Karamea businessman Muzza Rongo, a known social commentator, said, “I happen to believe that the provision of essential services like police, utilities, emergency and education are the basic responsibility of government, to fail to provide such services is tantamount to criminal negligence. If democratically elected government officials neglect their most basic responsibilities, they may experience a revolutionary uprising and be replaced with actual leaders who have a vested interest in caring for their constituents and the disposition to actually honour their responsibilities and live up to the expectations of the people who helped them to power.”

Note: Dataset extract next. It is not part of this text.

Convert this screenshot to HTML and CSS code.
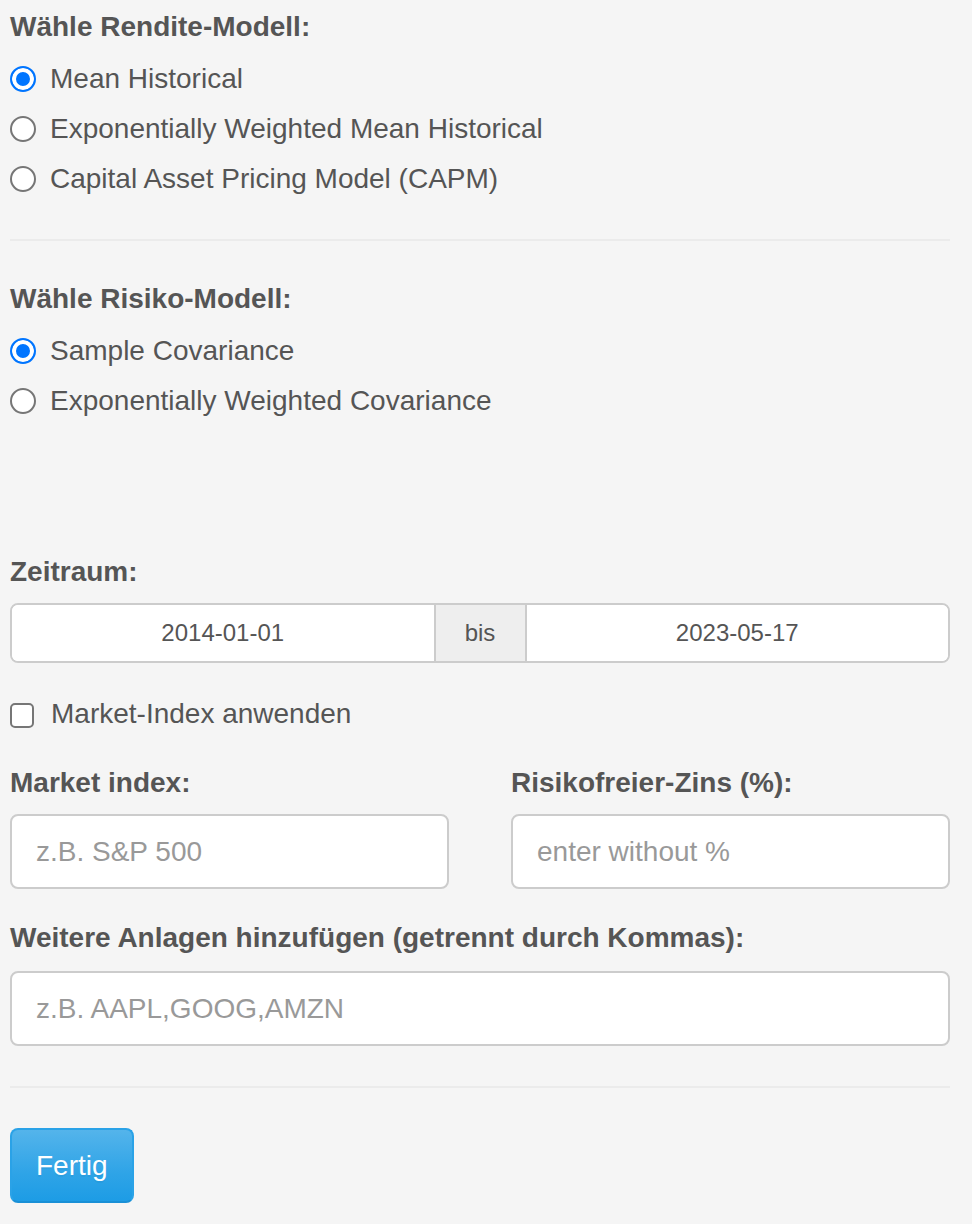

However, not all agreed, retired bureaucrat Mac Cleveland said of the report, “This is a classic example of a reverse Malthusian Trap whereby a declining population meets with an abundance of public services that lead to an unacceptably high quality of life…this situation is untenable in political terms and changes need to be accepted.”
New Zealand Prime Minister Jonki, who now goes by the title His Excellency, President for Life, Commander in Chief, Lord of All the Beasts of MiddleEarth and Fishes of the Seas Sir Jonki, said, “We will no longer provide services that are not being fully utilised, if you want police, commit crime, if you want medical services, spread disease, if you want emergency services, create demand, otherwise, national fiscal resources that are currently being wasted on maintenance of economically unviable ministrations will be redirected to serve more loyal and responsible citizens in urban areas and the provision of such services to rural regions will be terminated until such time as they can be warranted.”
Karamea Community spokesperson Luke Rictus and Buller Community Coordinator Howard Peters said in a joint statement that they welcomed the opportunity for anarchy and lawlessness, that they were sick and tired of legal compliance requirements and saw great opportunities for regional economic revival through graft, violence and larceny, and that they looked forward to a bright future of corruption and malfeasance for their families and cronies. Without police, emergency services and education, they saw tremendous scope for the emergence of previously unacceptable and illegal activities that will prove lucrative and provide the much needed economic stimulus required by their constituents.
Prime Minister Jonki said, “That is precisely what we seek in rural regions, it’s time for provincial yokel types to take more responsibility for their own existence. My government cannot continue to provide services to people who are just not using them, these measures will create a future demand and when it is deemed their provision is again economically viable, they may be restored,” he added.